Definition
A jet engine that produces thrust by drawing in air through an inlet, compressing it with a compressor, mixing it with fuel and burning it in a combustion chamber, then expelling the hot, high-velocity exhaust gases out the rear. A turbine in the exhaust path extracts just enough energy from the gas stream to drive the compressor; all remaining energy leaves as a high-speed jet that produces thrust by reaction.
Plain English
An engine that sucks in air, squeezes it, burns fuel in it, and shoots the hot gases out the back. The push from those gases blasting out the back is what moves the airplane forward.
Context Anchor
Seen when comparing turbine engine types, especially turbojet, turbofan, and turboprop engines.
Derivation
Turbo comes from the Latin word for a spinning top or whirl, referring to the spinning turbine inside. Jet refers to the high-speed stream of exhaust gas leaving the rear. Together: an engine that uses a spinning turbine and produces thrust from a jet of exhaust.
Why Pilots Care
Pure turbojets are loud, fuel-hungry, and most efficient at high speeds and high altitudes. Understanding the turbojet is the foundation for understanding every other turbine engine a pilot will fly behind, since turbofans, turboprops, and turboshafts are all variations on this same core.
Intuition Check
Do not read “turbojet” as just any jet-powered engine.

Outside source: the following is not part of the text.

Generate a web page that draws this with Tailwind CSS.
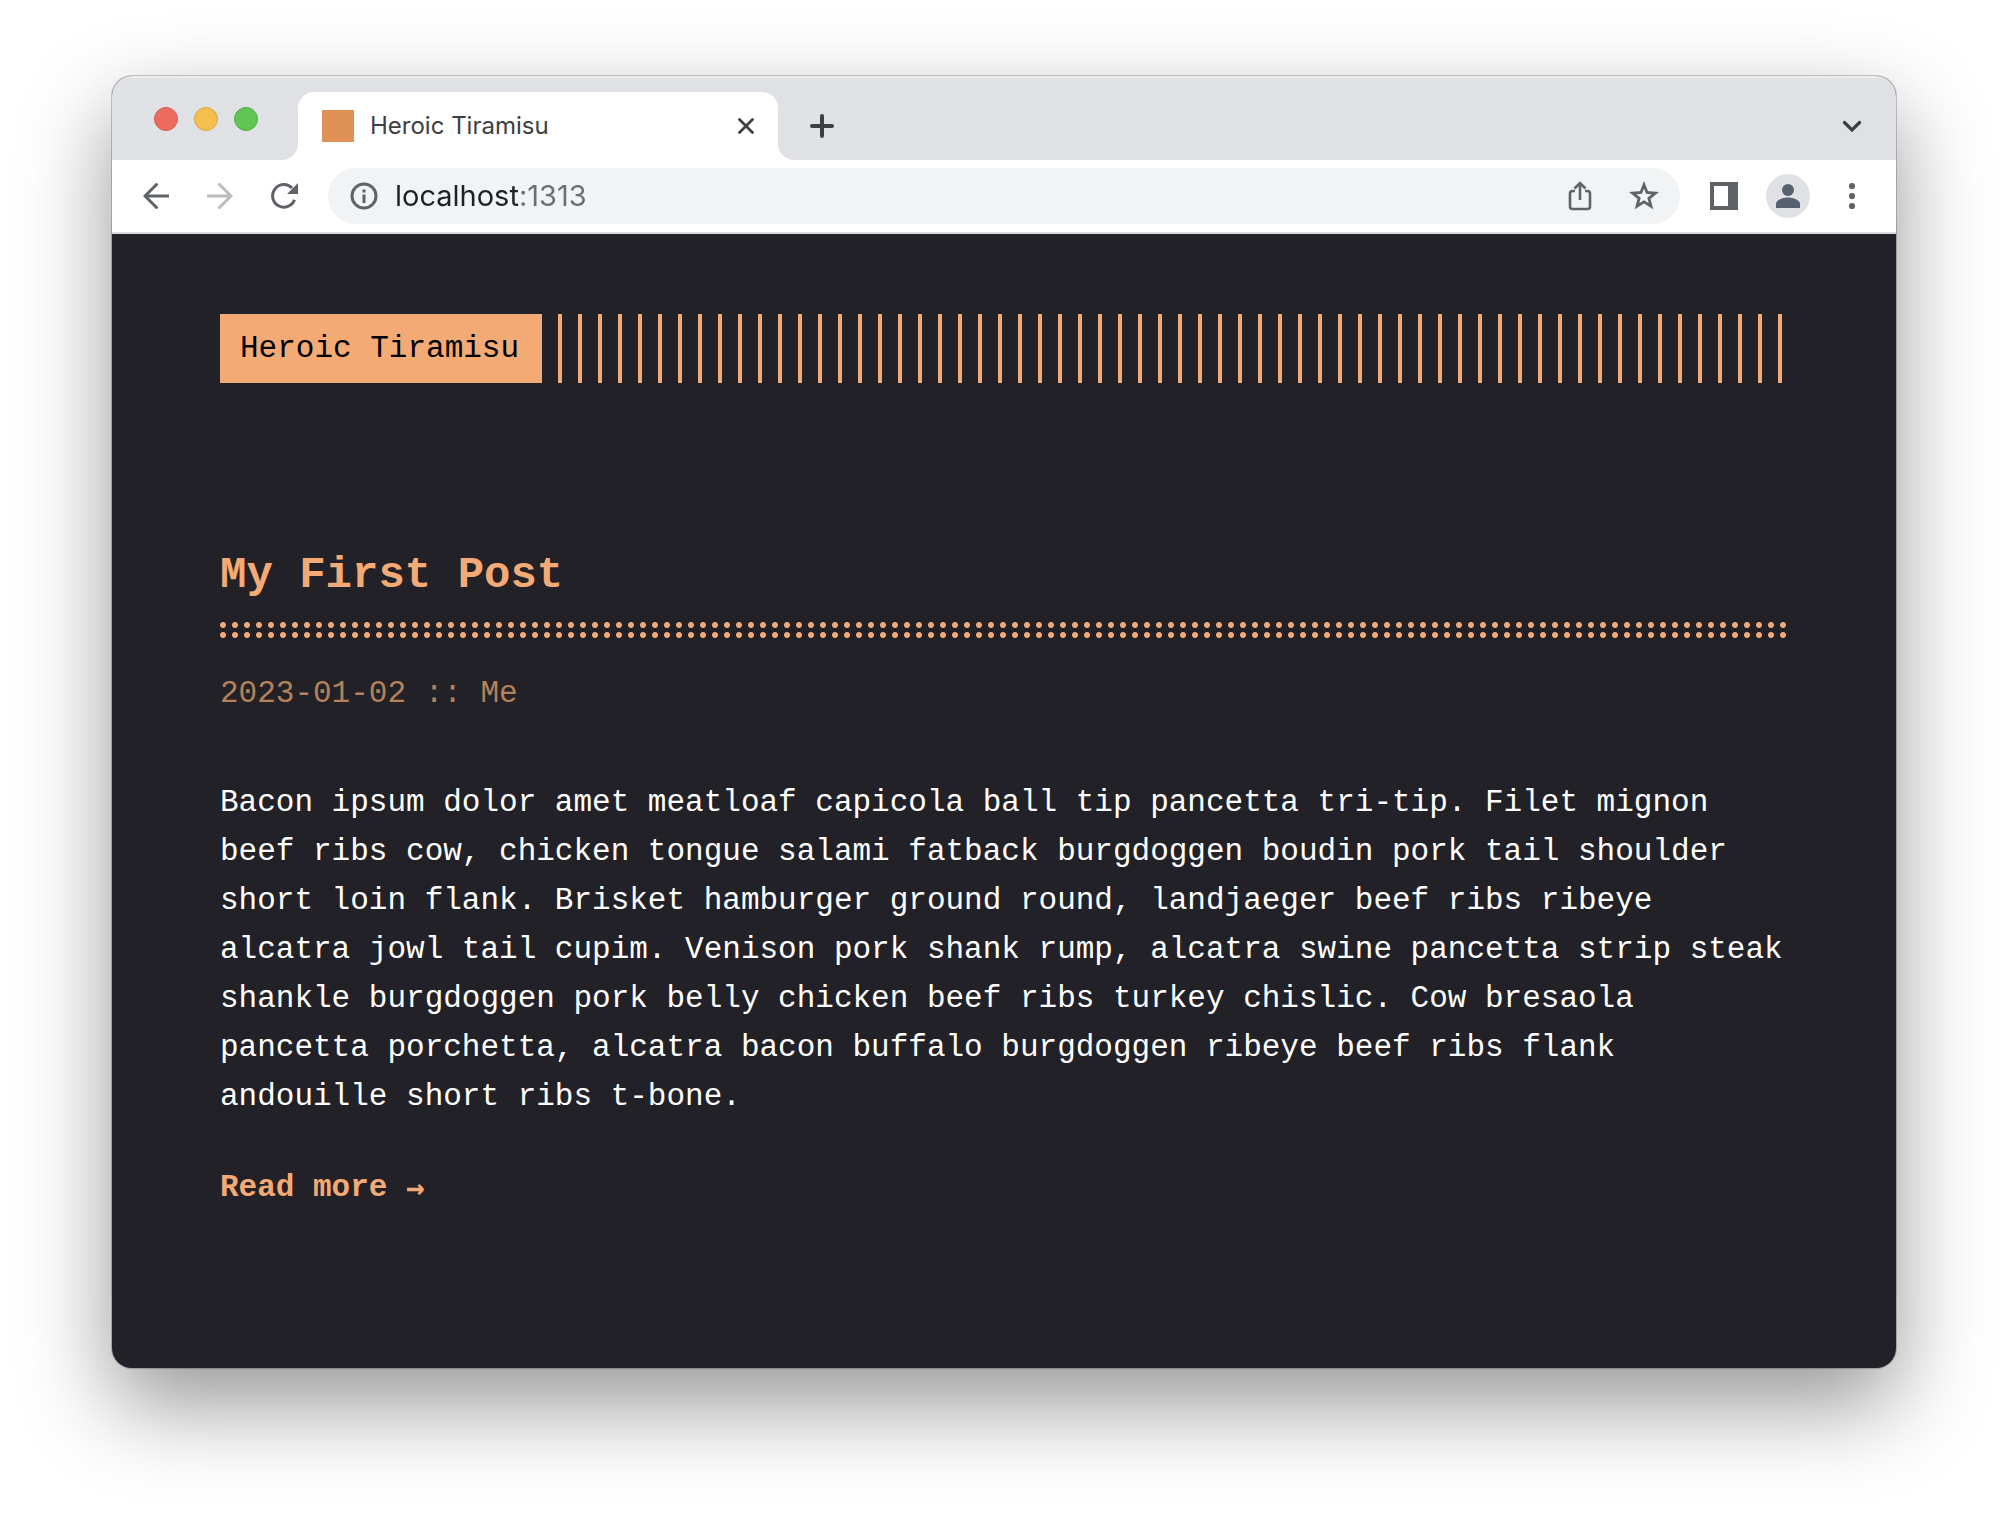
<!DOCTYPE html>
<html lang="en">
<head>
<meta charset="utf-8">
<meta name="viewport" content="width=device-width, initial-scale=1">
<title>Heroic Tiramisu</title>
<script src="https://cdn.jsdelivr.net/npm/@tailwindcss/browser@4"></script>
</head>
<body class="bg-white px-28 pt-[76px] pb-[148px]">
<div class="overflow-hidden rounded-[20px] bg-[#222127] shadow-[0_0_0_1px_rgba(0,0,0,0.2),0_36px_90px_rgba(0,0,0,0.42)]">

  <!-- Tab strip -->
  <div class="flex h-[84px] items-end bg-[#dfe1e5] pr-3 font-['Inter',sans-serif] shadow-[inset_0_2px_0_rgba(255,255,255,0.4)]">
    <div class="flex h-[82px] w-[170px] items-center gap-4 pl-[42px]">
      <button aria-label="Close window" class="size-6 rounded-full border border-[#d85a50] bg-[#ed6a5e]"></button>
      <button aria-label="Minimise window" class="size-6 rounded-full border border-[#dba541] bg-[#f5bf4f]"></button>
      <button aria-label="Zoom window" class="size-6 rounded-full border border-[#52ad45] bg-[#61c554]"></button>
    </div>
    <svg class="size-4 text-white" viewBox="0 0 16 16" fill="currentColor" aria-hidden="true"><path d="M16 0v16H0A16 16 0 0 0 16 0z"/></svg>
    <div class="flex h-[68px] w-[480px] items-center rounded-t-2xl bg-white pr-4 pl-6">
      <button class="flex flex-1 items-center gap-4 text-left text-2xl text-[#3c4043]">
        <span class="size-8 bg-[#e09256]"></span>
        <span>Heroic Tiramisu</span>
      </button>
      <button aria-label="Close tab" class="grid size-8 place-items-center text-[#3c4043]">
        <svg class="size-4" viewBox="0 0 16 16" fill="none" stroke="currentColor" stroke-width="2.8" stroke-linecap="round"><path d="M1.5 1.5l13 13M14.500 1.500l-13 13"/></svg>
      </button>
    </div>
    <svg class="size-4 text-white" viewBox="0 0 16 16" fill="currentColor" aria-hidden="true"><path d="M0 0v16h16A16 16 0 0 1 0 0z"/></svg>
    <button aria-label="New tab" class="grid h-[68px] w-14 place-items-center text-[#3c4043]">
      <svg class="size-6" viewBox="0 0 24 24" fill="none" stroke="currentColor" stroke-width="4" stroke-linecap="round"><path d="M12 2v20M2 12h20"/></svg>
    </button>
    <button aria-label="Search tabs" class="ml-auto grid h-[68px] w-16 place-items-center text-[#3c4043]">
      <svg class="h-3 w-5" viewBox="0 0 20 12" fill="none" stroke="currentColor" stroke-width="3.200" stroke-linecap="round"><path d="M2.500 2.500l7.500 7.500 7.500-7.500"/></svg>
    </button>
  </div>

  <!-- Toolbar -->
  <div class="flex h-[74px] items-center border-b-2 border-[#d9dbde] bg-white px-3 font-['Inter',sans-serif] text-[#5f6368]">
    <button aria-label="Back" class="grid h-14 w-16 place-items-center">
      <svg class="size-[26px]" viewBox="0 0 26 26" fill="none" stroke="currentColor" stroke-width="3"><path d="M25.500 13H2.500M13.500 1.500L2 13l11.500 11.500" stroke-linecap="round"/></svg>
    </button>
    <button aria-label="Forward" disabled class="grid h-14 w-16 place-items-center text-[#bbbcbe]">
      <svg class="size-[26px]" viewBox="0 0 26 26" fill="none" stroke="currentColor" stroke-width="3"><path d="M.5 13h23M12.500 1.500L24 13 12.500 24.500" stroke-linecap="round"/></svg>
    </button>
    <button aria-label="Reload" class="grid h-14 w-16 place-items-center">
      <svg class="size-7" viewBox="0 0 28 28" fill="none" stroke="currentColor" stroke-width="3"><path d="M24.500 17.800A11.300 11.300 0 1 1 22 6"/><path d="M28 1v11H17z" fill="currentColor" stroke="none"/></svg>
    </button>
    <div class="mx-3 flex h-14 flex-1 items-center rounded-full bg-[#f1f3f4] pr-1 pl-[22px]">
      <svg class="mr-[17px] size-7" viewBox="0 0 28 28" fill="none" stroke="currentColor" stroke-width="3" aria-hidden="true"><circle cx="14" cy="14" r="12"/><path d="M14 12.500V21M14 7.500v3"/></svg>
      <input aria-label="Address" type="text" value="localhost:1313" class="min-w-0 flex-1 bg-linear-to-r from-[#202124] from-[125px] to-[#6b6e72] to-[125px] bg-clip-text text-[29px] leading-9 text-transparent caret-black outline-none">
      <button aria-label="Share" class="grid h-14 w-16 place-items-center">
        <svg class="h-[30px] w-6" viewBox="0 0 24 30" fill="none" stroke="currentColor" stroke-width="2.600"><path d="M7 10H4.500A2.500 2.500 0 0 0 2 12.500v13A2.500 2.500 0 0 0 4.500 28h15a2.500 2.500 0 0 0 2.500-2.500v-13a2.500 2.500 0 0 0-2.500-2.500H17M12 19V2.500M6.500 7.500L12 2l5.500 5.500"/></svg>
      </button>
      <button aria-label="Bookmark this tab" class="grid h-14 w-16 place-items-center">
        <svg class="size-[30px]" viewBox="0 0 30 30" fill="none" stroke="currentColor" stroke-width="2.800"><path d="M15 3.800l3 7.700 8.300.6-6.400 5.200 2.100 8-7-4.400-7 4.400 2.100-8-6.400-5.200 8.300-.6z"/></svg>
      </button>
    </div>
    <button aria-label="Side panel" class="grid h-14 w-16 place-items-center">
      <svg class="size-7" viewBox="0 0 28 28" fill="currentColor"><path fill-rule="evenodd" d="M0 0h28v28H0zM4 4v20h14V4z"/></svg>
    </button>
    <button aria-label="Profile" class="grid h-14 w-16 place-items-center">
      <svg class="size-11" viewBox="0 0 44 44"><circle cx="22" cy="22" r="22" fill="#dfe1e5"/><g fill="#586070"><circle cx="22" cy="16" r="6"/><path d="M10 34v-4c0-4 7-6.500 12-6.500S34 26 34 30v4z"/></g></svg>
    </button>
    <button aria-label="Menu" class="grid h-14 w-16 place-items-center">
      <svg class="h-7 w-2" viewBox="0 0 8 28" fill="currentColor"><circle cx="4" cy="4" r="3.100"/><circle cx="4" cy="14" r="3.100"/><circle cx="4" cy="24" r="3.100"/></svg>
    </button>
  </div>

  <!-- Page -->
  <div class="px-[108px] pt-20 pb-[156px] font-['Liberation_Mono',monospace] text-[31px] leading-[49px] text-white">
    <header class="flex">
      <a href="#" class="bg-[#f3aa75] py-[10px] pr-[23px] pl-5 text-black">Heroic Tiramisu</a>
      <div class="flex-1 bg-[repeating-linear-gradient(90deg,transparent_0_16px,#f3aa75_16px_20px)]"></div>
    </header>
    <main>
      <article class="mt-[164px]">
        <h1 class="text-[44px] leading-[56px] font-bold text-[#f3aa75]"><a href="#">My First Post</a></h1>
        <div class="mt-[17px] h-5 bg-[radial-gradient(circle_at_3px_5px,#f3aa75_2.5px,transparent_3.500px)] bg-[length:12px_10px]"></div>
        <div class="mt-[29px] text-[#b4815b]"><time datetime="2023-01-02">2023-01-02</time> :: Me</div>
        <p class="mt-[60px]">Bacon ipsum dolor amet meatloaf capicola ball tip pancetta tri-tip. Filet mignon beef ribs cow, chicken tongue salami fatback burgdoggen boudin pork tail shoulder short loin flank. Brisket hamburger ground round, landjaeger beef ribs ribeye alcatra jowl tail cupim. Venison pork shank rump, alcatra swine pancetta strip steak shankle burgdoggen pork belly chicken beef ribs turkey chislic. Cow bresaola pancetta porchetta, alcatra bacon buffalo burgdoggen ribeye beef ribs flank andouille short ribs t-bone.</p>
        <a href="#" class="mt-[42px] flex h-[49px] w-fit font-bold text-[#f3aa75]"><span class="whitespace-pre">Read more </span><span class="font-['DejaVu_Sans_Mono',monospace]">→</span></a>
      </article>
    </main>
  </div>
</div>
</body>
</html>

A turbojet gets most of its push from the hot exhaust stream itself, not from a propeller or a large front fan.
Example Sentence 1
Early commercial jets like the Boeing 707 used turbojet engines, which were powerful but noisy and inefficient at lower speeds.
Example Sentence 2
At cruise altitude the turbojet engine maintained efficient thrust with minimal compressor surge risk.